Release Cadence and Versioning

We aim to have a regular release every 2 weeks. Since v0.12.0, regular releases increment the minor version rather than patch version. The list of past releases can be found here.

Our version numbers are expressed in the form vX.Y.Z, where X is the major version, Y is the minor version, and Z is the patch version. They are incremented according to the following rules:

  • Major releases are reserved for architectural milestones involving sweeping API changes, similar to PyTorch 2.0.
  • Minor releases correspond to regular releases, which include new features, bug fixes and other backwards-compatible changes.
  • Patch releases correspond to special releases for new models, as well as emergency patches for critical performance, functionality and security issues.

This versioning scheme is similar to SemVer for compatibility purposes, except that backwards compatibility is only guaranteed for a limited number of minor releases (see our deprecation policy for details).

Release Branch

Each release is built from a dedicated release branch.

  • For major and minor releases, the release branch cut is performed 1-2 days before release is live.
  • For patch releases, previously cut release branch is reused.
  • Release builds are triggered via push to RC tag like vX.Y.Z-rc1. This enables us to build and test multiple RCs for each release.
  • Final tag: vX.Y.Z does not trigger the build but used for Release notes and assets.
  • After branch cut is created, we monitor the main branch for any reverts and apply these reverts to a release branch.

Cherry-Pick Criteria

After branch cut, we approach finalizing the release branch with clear criteria on what cherry picks are allowed in. Note: a cherry pick is a process to land a PR in the release branch after branch cut. These are typically limited to ensure that the team has sufficient time to complete a thorough round of testing on a stable code base.

  • Regression fixes - that address functional/performance regression against the most recent release (e.g. 0.7.0 for 0.7.1 release)
  • Critical fixes - critical fixes for severe issue such as silent incorrectness, backwards compatibility, crashes, deadlocks, (large) memory leaks
  • Fixes to new features introduced in the most recent release (e.g. 0.7.0 for 0.7.1 release)
  • Documentation improvements
  • Release branch specific changes (e.g. change version identifiers or CI fixes)

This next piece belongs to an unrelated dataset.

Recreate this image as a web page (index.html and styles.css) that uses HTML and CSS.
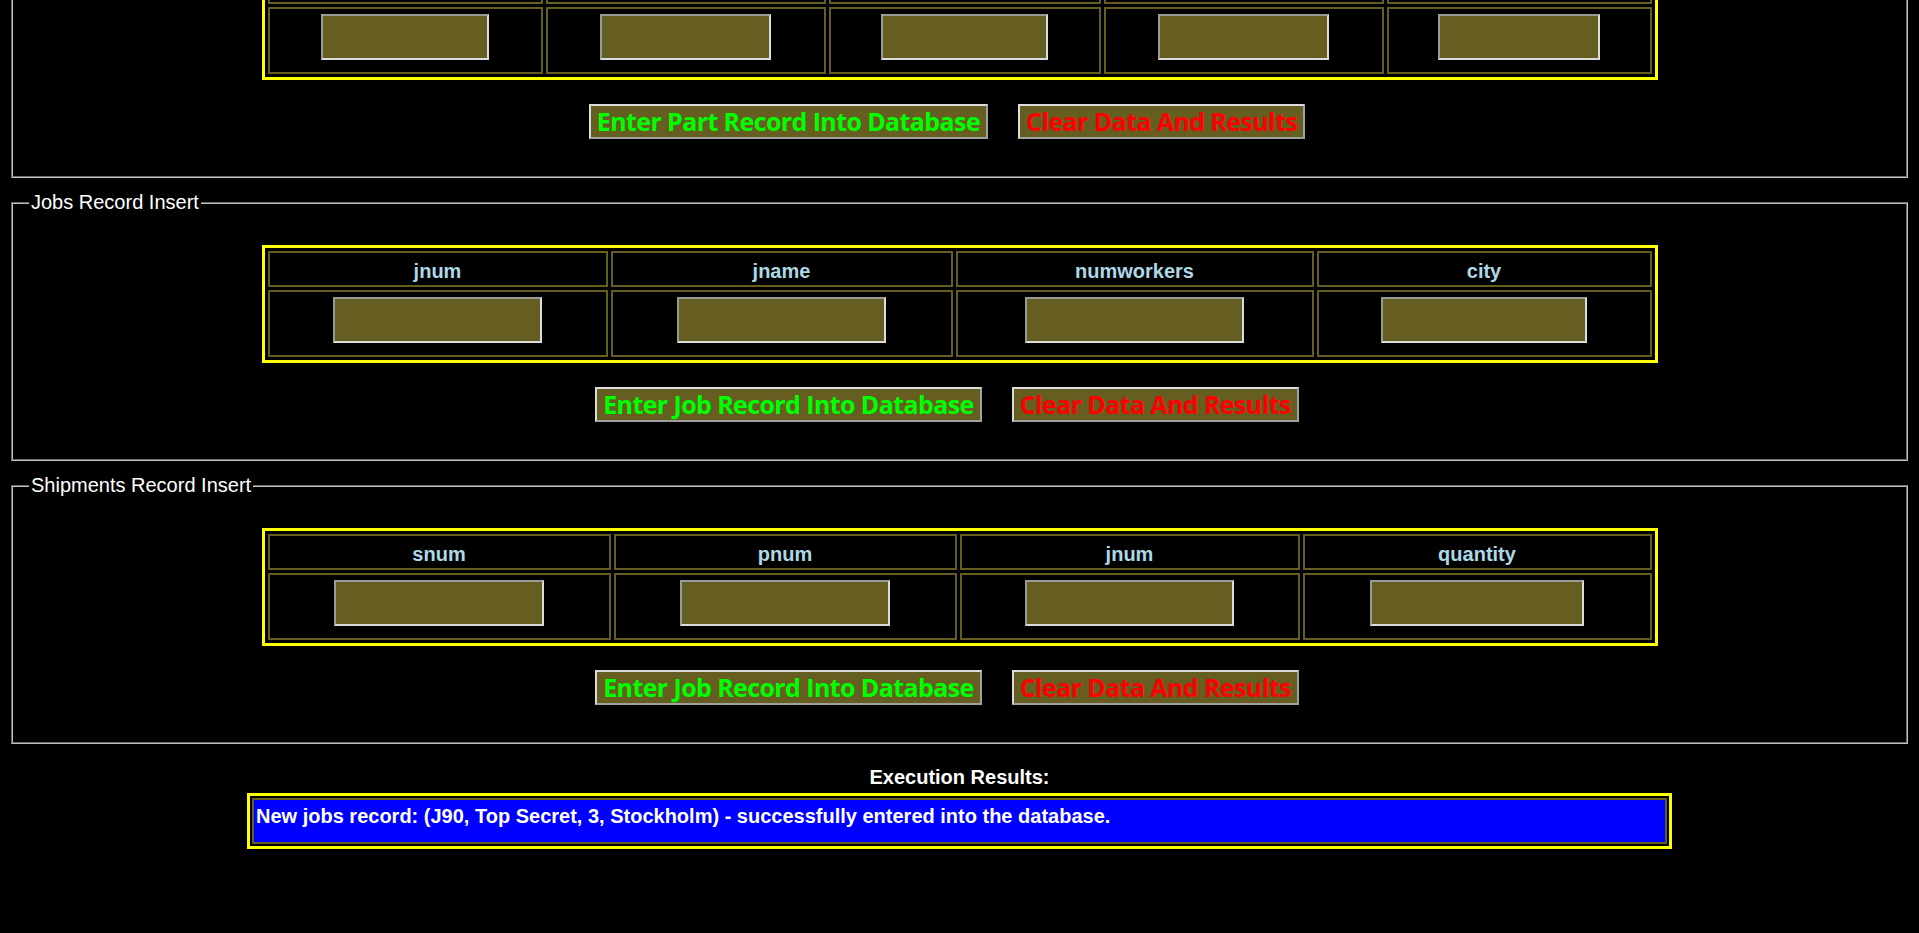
FILE: index.html
```html
<!DOCTYPE html>
<html lang="en">
<head>
<meta charset="utf-8">
<title>Record Insert</title>
<link rel="stylesheet" href="styles.css">
</head>
<body>
<div class="page">
  <fieldset class="panel">
    <legend class="panel-title">Parts Record Insert</legend>
    <table class="entry-table entry-table--parts">
      <tr><th>pnum</th><th>pname</th><th>color</th><th>weight</th><th>city</th></tr>
      <tr>
        <td><input type="text" class="field"></td>
        <td><input type="text" class="field"></td>
        <td><input type="text" class="field"></td>
        <td><input type="text" class="field"></td>
        <td><input type="text" class="field"></td>
      </tr>
    </table>
    <div class="actions">
      <button class="btn btn-submit">Enter Part Record Into Database</button>
      <button class="btn btn-clear">Clear Data And Results</button>
    </div>
  </fieldset>

  <fieldset class="panel">
    <legend class="panel-title">Jobs Record Insert</legend>
    <table class="entry-table entry-table--jobs">
      <tr><th>jnum</th><th>jname</th><th>numworkers</th><th>city</th></tr>
      <tr>
        <td><input type="text" class="field"></td>
        <td><input type="text" class="field"></td>
        <td><input type="text" class="field"></td>
        <td><input type="text" class="field"></td>
      </tr>
    </table>
    <div class="actions">
      <button class="btn btn-submit">Enter Job Record Into Database</button>
      <button class="btn btn-clear">Clear Data And Results</button>
    </div>
  </fieldset>

  <fieldset class="panel">
    <legend class="panel-title">Shipments Record Insert</legend>
    <table class="entry-table entry-table--shipments">
      <tr><th>snum</th><th>pnum</th><th>jnum</th><th>quantity</th></tr>
      <tr>
        <td><input type="text" class="field"></td>
        <td><input type="text" class="field"></td>
        <td><input type="text" class="field"></td>
        <td><input type="text" class="field"></td>
      </tr>
    </table>
    <div class="actions">
      <button class="btn btn-submit">Enter Job Record Into Database</button>
      <button class="btn btn-clear">Clear Data And Results</button>
    </div>
  </fieldset>

  <div class="results">
    <div class="results-title">Execution Results:</div>
    <table class="results-table">
      <tr><td>New jobs record: (J90, Top Secret, 3, Stockholm) - successfully entered into the database.</td></tr>
    </table>
  </div>
</div>
</body>
</html>
```

FILE: styles.css
```css
html, body {
  margin: 0;
  background: #000000;
}

body {
  font-family: "Liberation Sans", Arial, sans-serif;
  color: #ffffff;
}

/* the page is shown scrolled down: the top of the document is above the viewport */
.page {
  margin-top: -92px;
  padding: 0 11px;
}

.panel {
  margin: 0 0 13px;
  padding: 0 16px 37px;
  border: 2px groove #c0c0c0;
  min-inline-size: 0;
}

.panel-title {
  padding: 0 2px;
  font-size: 20px;
  line-height: 23px;
  color: #ffffff;
}

.entry-table {
  width: 1396px;
  margin: 31px auto 0;
  border: 3px solid #ffff00;
  border-spacing: 3px;
  table-layout: fixed;
}

.entry-table th {
  box-sizing: border-box;
  border: 2px solid #665e20;
  padding: 7px 2px 2px;
  font-size: 20px;
  line-height: 23px;
  font-weight: 700;
  color: #add8e6;
  text-align: center;
}

.entry-table td {
  border: 2px solid #665e20;
  padding: 5px 0 12px;
}

.entry-table--parts th:nth-child(1) { width: 275px; }
.entry-table--parts th:nth-child(2) { width: 280px; }
.entry-table--parts th:nth-child(3) { width: 272px; }
.entry-table--parts th:nth-child(4) { width: 280px; }
.entry-table--parts th:nth-child(5) { width: 265px; }

.entry-table--jobs th:nth-child(1) { width: 340px; }
.entry-table--jobs th:nth-child(2) { width: 342px; }
.entry-table--jobs th:nth-child(3) { width: 358px; }
.entry-table--jobs th:nth-child(4) { width: 335px; }

.entry-table--shipments th:nth-child(1) { width: 343px; }
.entry-table--shipments th:nth-child(2) { width: 343px; }
.entry-table--shipments th:nth-child(3) { width: 340px; }
.entry-table--shipments th:nth-child(4) { width: 349px; }

.field {
  display: block;
  box-sizing: border-box;
  width: 62%;
  height: 46px;
  margin: 0 auto;
  padding: 1px 2px;
  background: #665e20;
  border: 2px solid;
  border-color: #9a9a9a #dcdcdc #dcdcdc #9a9a9a;
  color: #ffffff;
  font: 16px "Liberation Sans", Arial, sans-serif;
}

.actions {
  display: flex;
  justify-content: center;
  gap: 30px;
  padding-right: 25px;
  margin-top: 24px;
}

.btn {
  box-sizing: border-box;
  height: 35px;
  padding: 0 6px;
  background: #665e20;
  border: 2px solid;
  border-color: #dcdcdc #a0a0a0 #a0a0a0 #dcdcdc;
  font-family: "Open Sans", "Noto Sans", sans-serif;
  font-weight: 700;
  font-size: 25px;
  letter-spacing: -0.6px;
  line-height: 31px;
  white-space: nowrap;
}

.btn-submit { color: #00ff00; }
.btn-clear { color: #ff0000; }

.results-title {
  margin: 22px 0 4px;
  text-align: center;
  font-size: 20px;
  line-height: 23px;
  font-weight: 700;
  color: #ffffff;
}

.results-table {
  width: 1425px;
  margin: 0 auto;
  border: 3px solid #ffff00;
  border-spacing: 2px;
}

.results-table td {
  border: 2px solid #665e20;
  background: #0000ff;
  padding: 5px 2px 14px;
  font-size: 20px;
  line-height: 23px;
  font-weight: 700;
  color: #ffffff;
  text-align: left;
}
```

Please note: No feature work allowed for cherry picks. All PRs that are considered for cherry-picks need to be merged on trunk, the only exception are Release branch specific changes.

Manual validations

E2E Performance Validation

Before each release, we perform end-to-end performance validation to ensure no regressions are introduced. This validation uses the vllm-benchmark workflow on PyTorch CI.

Current Coverage:

  • Models: Llama3, Llama4, and Mixtral
  • Hardware: NVIDIA H100 and AMD MI300x
  • Note: Coverage may change based on new model releases and hardware availability

Performance Validation Process:

Step 1: Get Access Request write access to the pytorch/pytorch-integration-testing repository to run the benchmark workflow.

Step 2: Review Benchmark Setup Familiarize yourself with the benchmark configurations:

Step 3: Run the Benchmark Navigate to the vllm-benchmark workflow and configure:

  • vLLM branch: Set to the release branch (e.g., releases/v0.9.2)
  • vLLM commit: Set to the RC commit hash

Step 4: Review Results Once the workflow completes, benchmark results will be available on the vLLM benchmark dashboard under the corresponding branch and commit.